I finally decided it was time to try antibiotics. Without going into the above detail, I explained to the Chilean pharmacist that I've had an infection in my lungs for 3 weeks. Without a prescription, she sold me a week long supply of amoxicillin. I took my last pill this morning, yet I still started the day with my routine half hour hack fest.  

Though I'm obviously of unsound mind and deteriorating body, should I finally succumb to these damn feathers, I hereby bequeath my overstuffed down booties to my nephew, Braxson. When they eventually lose most of their feathers, please remember Uncle Scott, and just buy some new ones.

Enjoy the booties, little buddy, and remind Aunt Heather to contact the Darwin people.

Thursday, August 7, 2014

Checking In! On the Road Again.

Back in the saddle. On the road again.

We've recently returned from a visit to the USA to visit family and friends. It was a whirlwind trip packed with so many fun things, I can't do it justice in a blog post. For most of the time we stayed in Ann Arbor, MI with my parents. We also made a visit to Indiana and Kentucky to visit Scott's family as well as an awesome visit to Portland, Oregon to see old friends and visit our favorite part of the country.

The Matthews Family

Scott's brother's family and his Mom

Scott's other brother, Shane

Our time in the USA was a welcome contrast to our travel life. Sometimes it's good to change things up. Thank you to all the people who made it happen - especially Mom and Dad Matthews. During the visit, we never asked ourselves (or each other) where we would find water, diesel, or propane. I never wondered when we were going to be able to wash our clothes. The GPS was rarely used, and we didn't study guidebooks and maps to plot our next few days or weeks. We never reached an elevation that required special, high-altitude precautions, nor were we far from the luxury of air-conditioning if we felt uncomfortable. We had access to all the fresh food, craft beer, and high-speed internet that we could ever want. We did not have to struggle to communicate, but we also worried that we might lose the little bit of Spanish that had stuck in our brain. We feel rested and pampered and look forward to another perspective-changing episode of adventures and travel.

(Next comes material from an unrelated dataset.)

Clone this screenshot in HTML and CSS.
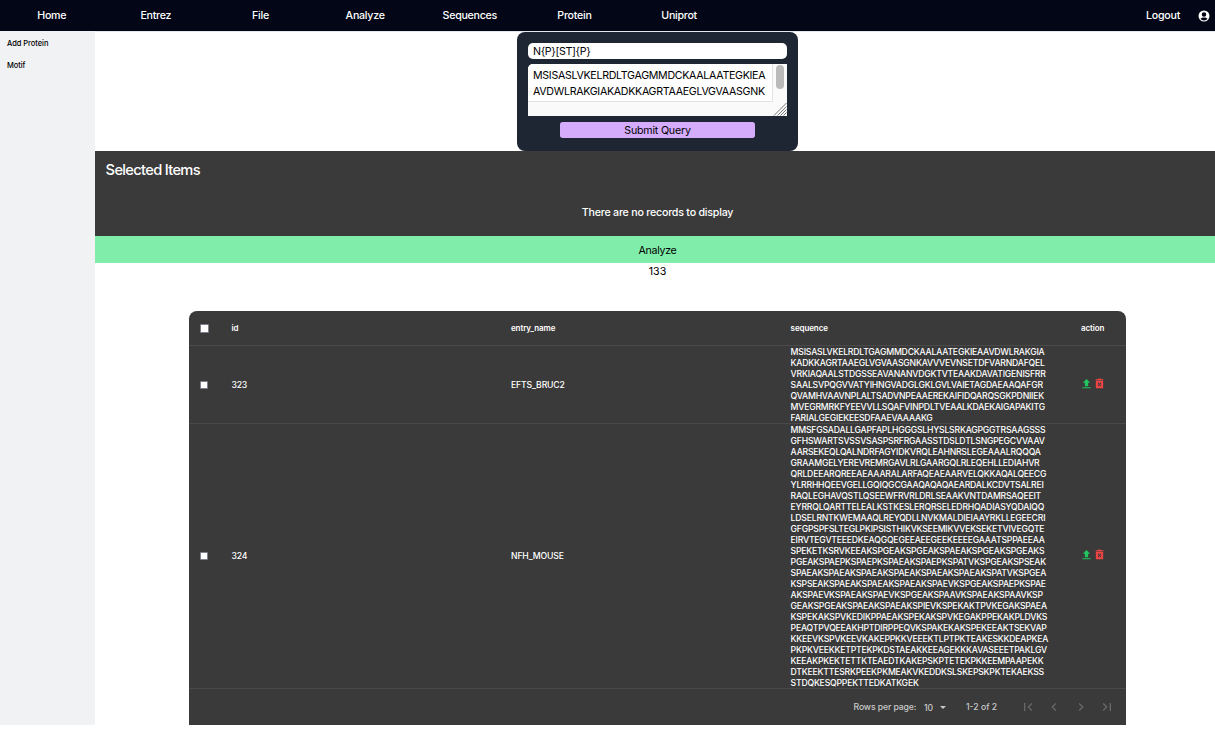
FILE: index.html
```html
<!DOCTYPE html>
<html lang="en">
<head>
<meta charset="utf-8">
<title>Motif</title>
<link rel="stylesheet" href="styles.css">
</head>
<body>
<nav class="nav">
  <a class="nav-link">Home</a><a class="nav-link">Entrez</a><a class="nav-link">File</a><a class="nav-link">Analyze</a><a class="nav-link">Sequences</a><a class="nav-link">Protein</a><a class="nav-link">Uniprot</a>
  <a class="logout">Logout</a>
  <svg class="user" viewBox="0 0 24 24"><path fill="#fff" fill-rule="evenodd" d="M12 1a11 11 0 1 0 0 22a11 11 0 0 0 0-22zM12 4.500a4.500 4.500 0 1 1 0 9a4.500 4.500 0 0 1 0-9zM5 17.500c1.500-2 4.500-2.500 7-2.500s5.500.5 7 2.500c-1.500 2-4 3.300-7 3.300s-5.500-1.300-7-3.300z"/></svg>
</nav>
<div class="layout">
  <aside class="sidebar"><a>Add Protein</a><a>Motif</a></aside>
  <main class="main">
    <form class="query">
      <div class="pattern">N{P}[ST]{P}</div>
      <div class="area">
        <div class="area-text">MSISASLVKELRDLTGAGMMDCKAALAATEGKIEA<br>AVDWLRAKGIAKADKKAGRTAAEGLVGVAASGNK</div>
        <div class="scroll"><div class="thumb"></div>
          <svg class="grip" viewBox="0 0 14 14"><path d="M1 13.500L13.500 1M4.500 13.500L13.500 4.500M7.500 13.500L13.500 7.500M10.500 13.500L13.500 10.500" stroke="#777" stroke-width="1" fill="none"/></svg>
        </div>
      </div>
      <div class="submit">Submit Query</div>
    </form>
    <section class="selected">
      <h2>Selected Items</h2>
      <p>There are no records to display</p>
    </section>
    <div class="analyze">Analyze</div>
    <div class="count">133</div>
    <section class="table">
      <div class="row head"><span class="box"></span><div>id</div><div>entry_name</div><div>sequence</div><div>action</div></div>
      <div class="row first"><span class="box small"></span><div>323</div><div>EFTS_BRUC2</div>
<div class="seq">MSISASLVKELRDLTGAGMMDCKAALAATEGKIEAAVDWLRAKGIA
KADKKAGRTAAEGLVGVAASGNKAVVVEVNSETDFVARNDAFQEL
VRKIAQAALSTDGSSEAVANANVDGKTVTEAAKDAVATIGENISFRR
SAALSVPQGVVATYIHNGVADGLGKLGVLVAIETAGDAEAAQAFGR
QVAMHVAAVNPLALTSADVNPEAAEREKAIFIDQARQSGKPDNIIEK
MVEGRMRKFYEEVVLLSQAFVINPDLTVEAALKDAEKAIGAPAKITG
FARIALGEGIEKEESDFAAEVAAAAKG</div>
        <div class="actions"><svg viewBox="0 0 24 24"><path fill="#22c55e" d="M3 22.500h18v-2.500H3zM8.500 18h7v-7.500h4.500L12 2 4 10.500H8.500z"/></svg><svg viewBox="0 0 24 24"><path fill="#ef4444" fill-rule="evenodd" d="M3.500 2.500H8.500L10 1h4l1.500 1.500H20.500V5H3.500zM4 6h16v14.500a2 2 0 0 1-2 2H6a2 2 0 0 1-2-2zM8 11l2.500 3L8 17l1.500 1.500 2.500-3 2.500 3L16 17l-2.500-3L16 11l-1.500-1.500-2.500 3-2.500-3z"/></svg></div></div>
      <div class="row second"><span class="box small"></span><div>324</div><div>NFH_MOUSE</div>
<div class="seq">MMSFGSADALLGAPFAPLHGGGSLHYSLSRKAGPGGTRSAAGSSS
GFHSWARTSVSSVSASPSRFRGAASSTDSLDTLSNGPEGCVVAAV
AARSEKEQLQALNDRFAGYIDKVRQLEAHNRSLEGEAAALRQQQA
GRAAMGELYEREVREMRGAVLRLGAARGQLRLEQEHLLEDIAHVR
QRLDEEARQREEAEAAARALARFAQEAEAARVELQKKAQALQEECG
YLRRHHQEEVGELLGQIQGCGAAQAQAQAEARDALKCDVTSALREI
RAQLEGHAVQSTLQSEEWFRVRLDRLSEAAKVNTDAMRSAQEEIT
EYRRQLQARTTELEALKSTKESLERQRSELEDRHQADIASYQDAIQQ
LDSELRNTKWEMAAQLREYQDLLNVKMALDIEIAAYRKLLEGEECRI
GFGPSPFSLTEGLPKIPSISTHIKVKSEEMIKVVEKSEKETVIVEGQTE
EIRVTEGVTEEEDKEAQGQEGEEAEEGEEKEEEEGAAATSPPAEEAA
SPEKETKSRVKEEAKSPGEAKSPGEAKSPAEAKSPGEAKSPGEAKS
PGEAKSPAEPKSPAEPKSPAEAKSPAEPKSPATVKSPGEAKSPSEAK
SPAEAKSPAEAKSPAEAKSPAEAKSPAEAKSPAEAKSPATVKSPGEA
KSPSEAKSPAEAKSPAEAKSPAEAKSPAEVKSPGEAKSPAEPKSPAE
AKSPAEVKSPAEAKSPAEVKSPGEAKSPAAVKSPAEAKSPAAVKSP
GEAKSPGEAKSPAEAKSPAEAKSPIEVKSPEKAKTPVKEGAKSPAEA
KSPEKAKSPVKEDIKPPAEAKSPEKAKSPVKEGAKPPEKAKPLDVKS
PEAQTPVQEEAKHPTDIRPPEQVKSPAKEKAKSPEKEEAKTSEKVAP
KKEEVKSPVKEEVKAKEPPKKVEEEKTLPTPKTEAKESKKDEAPKEA
PKPKVEEKKETPTEKPKDSTAEAKKEEAGEKKKAVASEEETPAKLGV
KEEAKPKEKTETTKTEAEDTKAKEPSKPTETEKPKKEEMPAAPEKK
DTKEEKTTESRKPEEKPKMEAKVKEDDKSLSKEPSKPKTEKAEKSS
STDQKESQPPEKTTEDKATKGEK</div>
        <div class="actions"><svg viewBox="0 0 24 24"><path fill="#22c55e" d="M3 22.500h18v-2.500H3zM8.500 18h7v-7.500h4.500L12 2 4 10.500H8.500z"/></svg><svg viewBox="0 0 24 24"><path fill="#ef4444" fill-rule="evenodd" d="M3.500 2.500H8.500L10 1h4l1.500 1.500H20.500V5H3.500zM4 6h16v14.500a2 2 0 0 1-2 2H6a2 2 0 0 1-2-2zM8 11l2.500 3L8 17l1.500 1.500 2.500-3 2.500 3L16 17l-2.500-3L16 11l-1.500-1.500-2.500 3-2.500-3z"/></svg></div></div>
      <footer class="pager">
        <span class="rpp">Rows per page:</span><span class="num">10</span><span class="caret"></span><span class="range">1-2 of 2</span>
        <svg viewBox="0 0 24 24"><path d="M18.410 16.590L13.820 12l4.590-4.590L17 6l-6 6 6 6zM6 6h2v12H6z"/></svg>
        <svg viewBox="0 0 24 24"><path d="M15.410 7.410L14 6l-6 6 6 6 1.410-1.410L10.830 12z"/></svg>
        <svg viewBox="0 0 24 24"><path d="M10 6L8.590 7.410 13.170 12l-4.580 4.590L10 18l6-6z"/></svg>
        <svg viewBox="0 0 24 24"><path d="M5.590 7.410L10.180 12l-4.590 4.590L7 18l6-6-6-6zM16 6h2v12h-2z"/></svg>
      </footer>
    </section>
  </main>
</div>
</body>
</html>
```
FILE: styles.css
```css
* { box-sizing: border-box; }
body { margin: 0; background: #fff; color: #000; font: 10.67px/16px Inter, sans-serif; letter-spacing: -0.2px; overflow: hidden; }
h2, p { margin: 0; }
.nav { height: 31px; background: #020617; color: #fff; display: flex; align-items: center; padding-right: 5px; font-weight: 500; letter-spacing: -0.270px; }
.nav-link { width: 104.670px; text-align: center; }
.nav-link:first-child { width: 103.500px; }
.logout { margin-left: auto; }
.user { width: 12px; height: 12px; margin-left: 18px; }
.layout { display: flex; height: 694px; }
.sidebar { width: 95px; background: #f1f2f4; padding: 7px 7px 0; display: flex; flex-direction: column; gap: 11px; font-size: 7.500px; line-height: 11px; font-weight: 450; letter-spacing: -0.050px; }
.main { flex: 1; display: flex; flex-direction: column; border-top: 1px solid #e5e7eb; }
.query { width: 281px; height: 119px; margin-left: 422px; background: #1e2533; border-radius: 8px; padding: 11px; display: flex; flex-direction: column; }
.pattern { height: 16px; line-height: 18px; width: 259px; background: #fff; border-radius: 5px; padding-left: 5px; letter-spacing: -0.350px; }
.area { margin-top: 5px; width: 259px; height: 52px; background: #fafafa; border-radius: 5px 0 0 0; display: flex; align-items: flex-start; overflow: hidden; }
.area-text { width: 245px; height: 38px; background: #fff; border: solid #e2e2e2; border-width: 0 1px 1px 0; padding: 4px 0 0 5px; white-space: nowrap; letter-spacing: -0.310px; }
.scroll { width: 14px; height: 52px; display: flex; flex-direction: column; align-items: center; justify-content: space-between; padding-top: 1px; }
.thumb { width: 8px; height: 24px; border-radius: 4px; background: #bababa; }
.grip { width: 14px; height: 14px; }
.submit { margin: 6px 0 0 32px; width: 195px; height: 16px; line-height: 18px; background: #d4acfb; border-radius: 2.670px; text-align: center; }
.selected { height: 85px; background: #3a3a3a; color: #fff; padding: 8px 0 0 5px; display: flex; flex-direction: column; font-weight: 500; text-align: center; letter-spacing: -0.220px; }
.selected h2 { padding-left: 5.600px; text-align: left; font-size: 14.670px; line-height: 22px; font-weight: 500; letter-spacing: -0.680px; }
.selected p { margin-top: 24px; }
.analyze { height: 27px; line-height: 30px; background: #80eeaa; padding-left: 5px; text-align: center; letter-spacing: -0.300px; }
.count { padding: 1px 0 0 5px; text-align: center; height: 48px; letter-spacing: 0; }
.table { margin-left: 94px; width: 937px; height: 414px; background: #3a3a3a; color: #fff; border-radius: 8px 8px 0 0; letter-spacing: -0.150px; }
.row { display: grid; grid-template-columns: 42.400px 279.600px 279.600px 290.400px 40px; align-items: center; border-bottom: 1px solid #4a4a4a; font-size: 8.670px; line-height: 11px; font-weight: 500; }
.head { height: 35px; padding-top: 1px; font-size: 8px; font-weight: 600; letter-spacing: -0.090px; }
.first { height: 78px; padding-top: 1px; }
.second { height: 265px; }
.second .seq { margin: 1px 0 -1px; }
.box { width: 9px; height: 9px; margin-left: 11px; background: #fff; border: 1px solid #80808c; border-radius: 1px; }
.small { width: 8px; height: 8px; }
.first .small, .second .small { margin-top: -1px; }
.seq { white-space: pre; font-weight: 500; letter-spacing: -0.210px; }
.actions { display: flex; gap: 2px; }
.actions svg { width: 11px; height: 11px; margin-top: -3px; }
.first .actions svg { margin-top: -5px; }
.pager { height: 36px; display: flex; align-items: center; color: #c8c8c8; font-size: 8.670px; padding: 0 10px 0 664.500px; font-weight: 500; letter-spacing: 0; }
.rpp { width: 70.500px; flex: none; white-space: nowrap; letter-spacing: -0.100px; }
.num { width: 16px; flex: none; padding-top: 2px; }
.caret { flex: none; border: 3.500px solid transparent; border-top-color: #c8c8c8; border-bottom: 0; }
.range { margin: 0 17.500px 0 20px; width: 36px; flex: none; white-space: nowrap; }
.pager svg { width: 16px; height: 16px; margin-right: 10.670px; fill: #686868; flex: none; }
```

While we were in the USA, we left El Tigre in Tacna, Peru, and jumped through a few hoops to put the vehicle permit on hold. This was so that we would not have to worry about getting back before the permit expired. The return trip was a bit tenuous considering we were smuggling $1000 worth of truck parts not available in South America. We didn't learn that we had to "smuggle" the parts until we were actually on the plane from Dallas to Lima. The 5 pounds of smoked salmon and 3 pounds of parmesean cheese were the least of our worries. Fortunately, we walked right through customs with fuel injectors and glow plugs in our pockets, and bigger, but cheaper items in our bags. Even more fortunately, we were thrilled to see the truck parked just as we had left it.

El Tigre's resting place in Tacna, Peru

We spent a few days in Tacna getting our house back in order, then moved on to Chile. In Arica, we prepped El Tigre for the impending cold weather of Bolivia. We plan to spend a few weeks there before spending the rest of the year in Chile and Argentina. Onward ho. South-ish, in a zig-zagity fashion.